When two First Nations have overlapping traditional claims they will settle the matter as the negotiations proceed. The federal and provincial governments do not participate in negotiating an overlapping settlement. However, several of the members across the floor, members who ought to know better, have been using the claims to instil fear among British Columbians.
They infer that these opening positions will lead to lost property for third parties across the province. They ask: "What will become of your cottages? What will happen to the jobs in the mining and forestry sectors? What will happen to the fisheries?" They raise these fears without adding that the treaty process provides for all sectors of British Columbia from cottage owners to the broad spectrum of industries to have a voice in the process.
They neglect to tell the people at the town hall meetings and on the radio talk shows that the Government of Canada consults with a treaty negotiations advisory committee representing many of their interests. They do not tell people that no negotiation can proceed until a regional advisory committee has been created to provide the views of British Columbians from that particular part of the province who are not at the negotiating table. They do not say any of these things.
This pattern of misinformation and fear mongering is typical of the tactics some members on the other side of the House have used to score cheap political points. They have often criticized the government for its dedication to the inherent right of self-government as a cornerstone of the Government of Canada's aboriginal policy.
We have said since the beginning, since the red book that provided our election platform, that we believe the inherent right to self-government to be an existing right within Canada's Constitution.
Hon. members of the third party have often made the case that no one has defined what self-government means. The argument that self-government has not been defined has been erected as an obstacle to prevent justice from getting through to the aboriginal communities across Canada. That argument speaks to the kind of meanspirited and narrow minded approach that has thwarted efforts to bring justice to aboriginal issues for years. It speaks for the tyranny of the status quo. It speaks for the preservation of the paternalism of the Indian Act.
Is that what Reform members want to uphold? Do they really want to impede progress, to impede righting past wrongs, to impede certainty, to impede economic stability, to impede job creation?
We want to make progress. One way we are doing it is by acknowledging that the inherent right to self-government is an existing right. We are now negotiating with First Nations on how that right is to be implemented.
No one wants to return to the constitutional debates to implement self-government. Self-government arrangements can be negotiated with individual communities based upon local culture, traditions and needs. That is exactly what we have been doing. That is how we are going about the process in British Columbia.
I remind the House, especially members of the third party who seem to specialize in misinformation and misunderstanding, of the
six stages that a claim must go through before a treaty comes into effect. Hon. members will observe that it is a very thorough process.

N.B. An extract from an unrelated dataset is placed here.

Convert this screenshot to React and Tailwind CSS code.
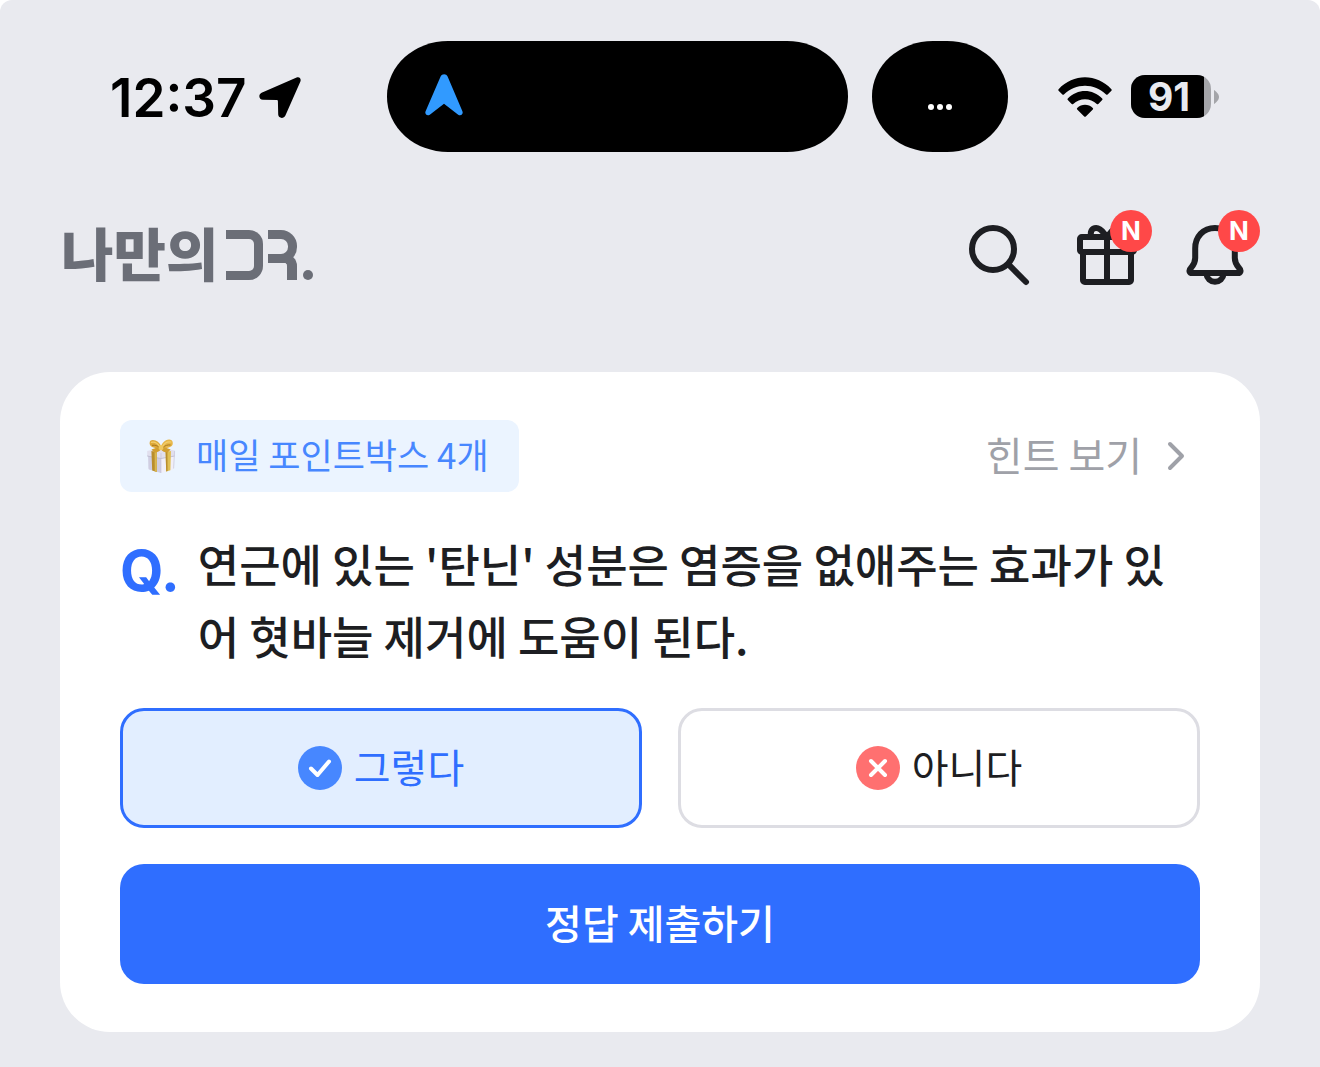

In the first step a first nation files a statement of intent with the B.C. Treaty Commission. The commission makes sure that the statement is complete and forwards it to the federal and provincial governments. It is at this stage that the First Nations describe the geographic area in British Columbia that they consider to be their traditional territory. Forty-seven statements of intent have been filed. They represent over 70 per cent of the aboriginal people of British Columbia.
The second stage is the commission convenes a meeting to prepare for negotiations. All three parties exchange information, consider the criteria, discuss the research they will do to prepare for negotiations and identify issues of concern. Each party appoints a negotiator with a clear mandate. Each party establishes a ratification procedure and the parties agree upon the substantive and procedural matters that will be negotiated.

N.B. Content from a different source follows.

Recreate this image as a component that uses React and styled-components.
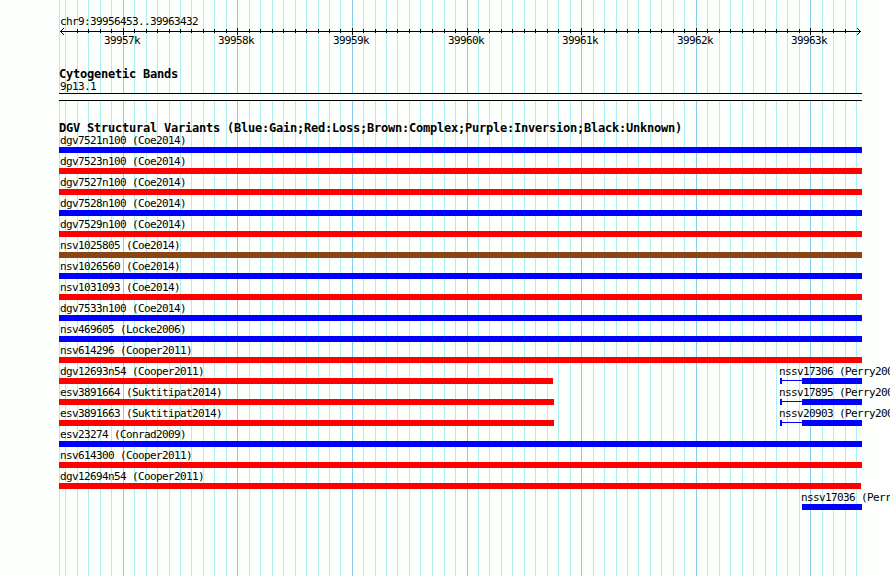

This is the stage at which the Canadian and British Columbia governments establish their own mechanisms for consultation with non-aboriginal interests. One of the requirements the B.C. Treaty Commission imposes on the two governments is the establishment of a regional consultative mechanism to represent third party interests. It imposes that.
When a commission determines that all three parties have met the criteria for readiness it confirms that they can proceed to stage three. This is where all three parties negotiate a framework agreement, a negotiated agenda, and identify the issues to be negotiated, the goals of the negotiation process, special procedural arrangements and a timetable for negotiations. So far four framework agreements have been signed and another three initialled by negotiators.
It is in the fourth stage of the treaty process that the parties negotiate an agreement in principle. These are the substantive negotiations. The parties examine the framework in detail.
Then the fifth stage is that the principals negotiate to finalize the treaty and remaining technical and legal issues are then resolved at this stage.
The sixth and final stage is the implementation of the treaty. Long term implementation plans need to be tailored to specific agreements.
All commissioners have agreed that significant progress has been made in the treaty process. The BCTC process is working. The process is fair. It is equitable and it is open. No one denies the negotiations ahead will be tough. Negotiations are tough. All
negotiations are tough. There are some very complex issues that must be brought to the table.
It is time we settled these land claims so that all British Columbians, aboriginals and non-aboriginals, can get on with the job of building a prosperous society in our province, a society where all groups can enjoy the wealth, the resources that the province has to offer. This will benefit all British Columbians and all Canadians.
I hope I have said it slowly enough so that the third party across the House can understand. It is time.